The Powhatan Point disaster also released massive amounts of methane into the atmosphere. XTO’s initial estimate indicated the well emitted “100 million cubic feet per day of natural gas”–greater than the daily amounts emitted at Aliso Canyon, albeit over a shorter time. The US EPA and Ohio EPA monitored air for one day only before allowing an XTO-hired contractor to take over, using questionable sampling methods. So far, neither the Ohio EPA nor the Ohio Department of Natural Resources has shared any plans to hold Exxon’s fracking subsidiary XTO accountable for the environmental damage they caused, including harm to the climate.

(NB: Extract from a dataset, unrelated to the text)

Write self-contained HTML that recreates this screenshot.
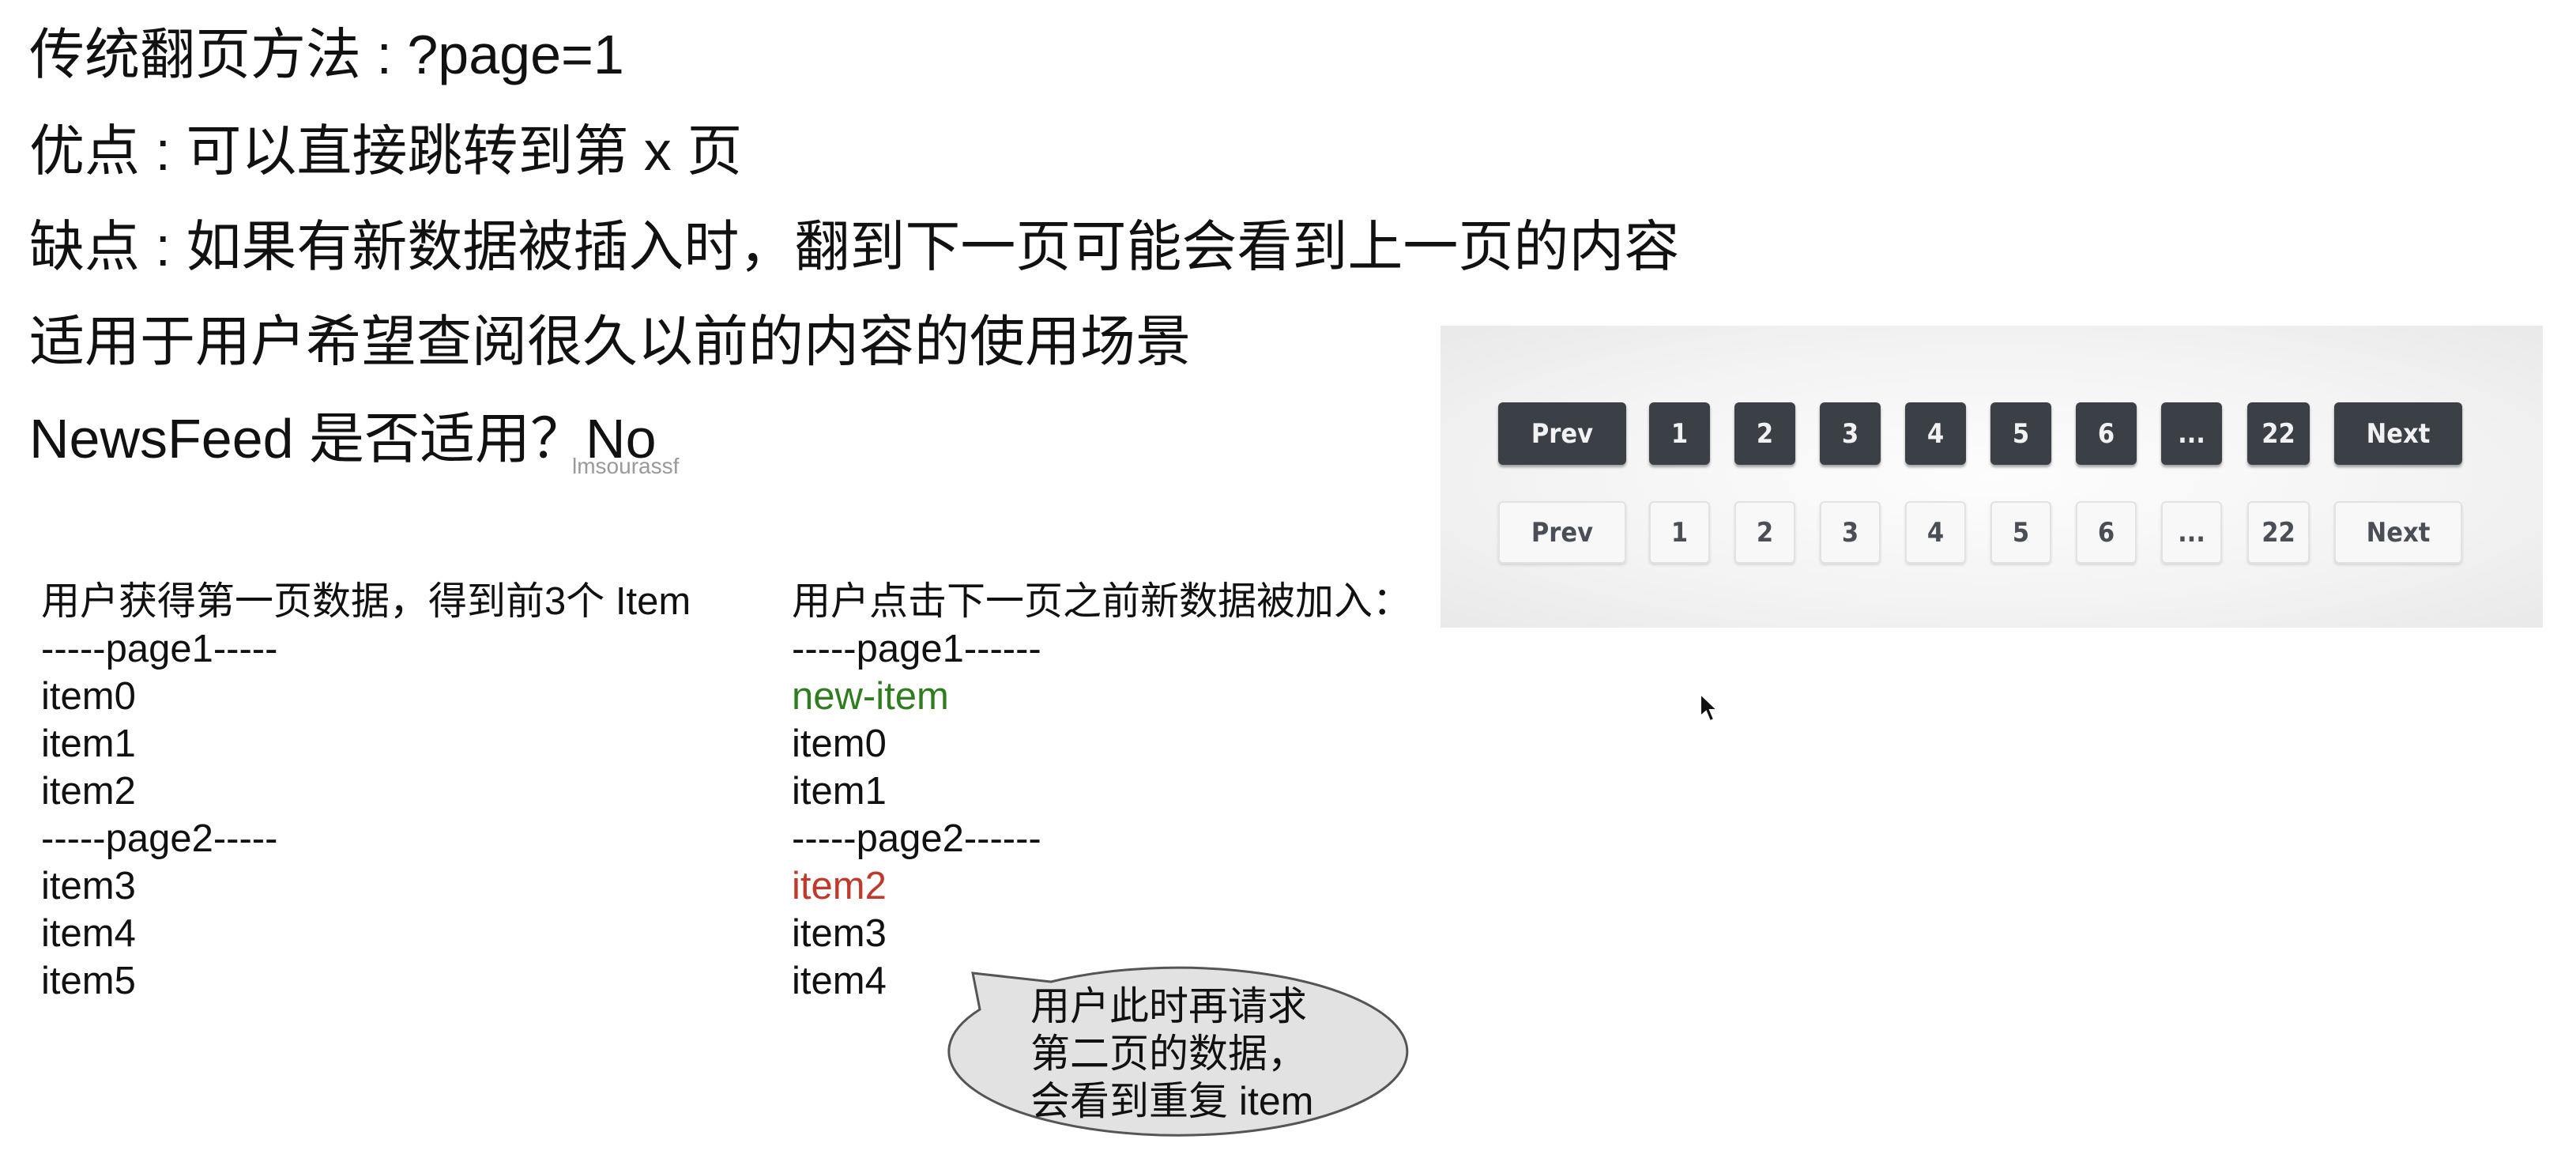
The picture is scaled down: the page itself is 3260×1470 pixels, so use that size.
<!DOCTYPE html>
<html><head><meta charset="utf-8"><style>
body{margin:0;width:3260px;height:1470px;background:#fff;position:relative;overflow:hidden;font-family:"Liberation Sans","Noto Sans CJK SC",sans-serif;color:#111}
.t{position:absolute;left:37px;font-size:70px;line-height:80px;white-space:nowrap}
.l{position:absolute;font-size:49px;line-height:60px;white-space:nowrap}
.pg{position:absolute;left:1823px;top:412px;width:1395px;height:382px;background:radial-gradient(ellipse at 50% 50%,#fdfdfd 0%,#f3f3f3 60%,#e9e9e9 100%)}
.b{position:absolute;height:79px;border-radius:6px;font:bold 34px "DejaVu Sans Condensed","Liberation Sans",sans-serif;display:flex;align-items:center;justify-content:center}
.d{background:#3b4047;color:#f2f2f2;box-shadow:0 3px 3px rgba(0,0,0,.35)}
.w{background:#f8f8f8;color:#4a4f57;border:2px solid #e2e2e2;box-sizing:border-box;box-shadow:0 2px 3px rgba(0,0,0,.12)}
</style></head><body>
<div class="t" style="top:29px">传统翻页方法 : ?page=1</div>
<div class="t" style="top:151px">优点 : 可以直接跳转到第 x 页</div>
<div class="t" style="top:272px">缺点 : 如果有新数据被插入时，翻到下一页可能会看到上一页的内容</div>
<div class="t" style="top:392px">适用于用户希望查阅很久以前的内容的使用场景</div>
<div class="t" style="top:515px">NewsFeed 是否适用？No</div>
<div style="position:absolute;left:724px;top:574px;font-size:28px;color:#999">lmsourassf</div>

<div class="l" style="left:52px;top:731px">用户获得第一页数据，得到前3个 Item<br>-----page1-----<br>item0<br>item1<br>item2<br>-----page2-----<br>item3<br>item4<br>item5</div>
<div class="l" style="left:1002px;top:731px">用户点击下一页之前新数据被加入：<br>-----page1------<br><span style="color:#2f7d1f">new-item</span><br>item0<br>item1<br>-----page2------<br><span style="color:#c0392b">item2</span><br>item3<br>item4</div>

<div class="pg">
<div class="b d" style="left:73px;top:97px;width:162px">Prev</div>
<div class="b d" style="left:264px;top:97px;width:77px">1</div>
<div class="b d" style="left:372px;top:97px;width:77px">2</div>
<div class="b d" style="left:480px;top:97px;width:77px">3</div>
<div class="b d" style="left:588px;top:97px;width:77px">4</div>
<div class="b d" style="left:696px;top:97px;width:77px">5</div>
<div class="b d" style="left:804px;top:97px;width:77px">6</div>
<div class="b d" style="left:912px;top:97px;width:77px">...</div>
<div class="b d" style="left:1021px;top:97px;width:79px">22</div>
<div class="b d" style="left:1131px;top:97px;width:162px">Next</div>
<div class="b w" style="left:73px;top:222px;width:162px">Prev</div>
<div class="b w" style="left:264px;top:222px;width:77px">1</div>
<div class="b w" style="left:372px;top:222px;width:77px">2</div>
<div class="b w" style="left:480px;top:222px;width:77px">3</div>
<div class="b w" style="left:588px;top:222px;width:77px">4</div>
<div class="b w" style="left:696px;top:222px;width:77px">5</div>
<div class="b w" style="left:804px;top:222px;width:77px">6</div>
<div class="b w" style="left:912px;top:222px;width:77px">...</div>
<div class="b w" style="left:1021px;top:222px;width:79px">22</div>
<div class="b w" style="left:1131px;top:222px;width:162px">Next</div>
</div>

<svg style="position:absolute;left:2150px;top:876px" width="30" height="40" viewBox="0 0 30 40"><path d="M2 2 L2 30 L9 24 L14 36 L19 34 L14 22 L23 22 Z" fill="#111" stroke="#fff" stroke-width="2"/></svg>

<svg style="position:absolute;left:1150px;top:1190px" width="700" height="280" viewBox="1150 1190 700 280">
<path d="M1231 1231 L1330 1242 A290 106 0 1 1 1240 1277 Z" fill="#e2e2e2" stroke="#555" stroke-width="3"/>
</svg>
<div style="position:absolute;left:1304px;top:1243px;font-size:50px;line-height:60px;white-space:nowrap">用户此时再请求<br>第二页的数据，<br>会看到重复 item</div>
</body></html>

Large-scale releases of methane aren’t limited to headline-grabbing disasters like Aliso Canyon and Powhatan Point. In the Permian Basin of southeast New Mexico and West Texas, for example, $1 million worth of natural gas is flared and vented — in other words, completely wasted — every single day. Oil and gas pollution such as this releases enormous amounts of methane, carbon dioxide, and air toxics to the atmosphere, benefits no one, and is part of the reason climate change is accelerating beyond most predictions.
The days of a free pass to polluters should come to a close. Decision makers should consider mandatory compensatory statutes and/or rules to make sure that if any company either deliberately or accidentally pollutes, they should be held accountable to offset the damage they do to our climate, health, and communities.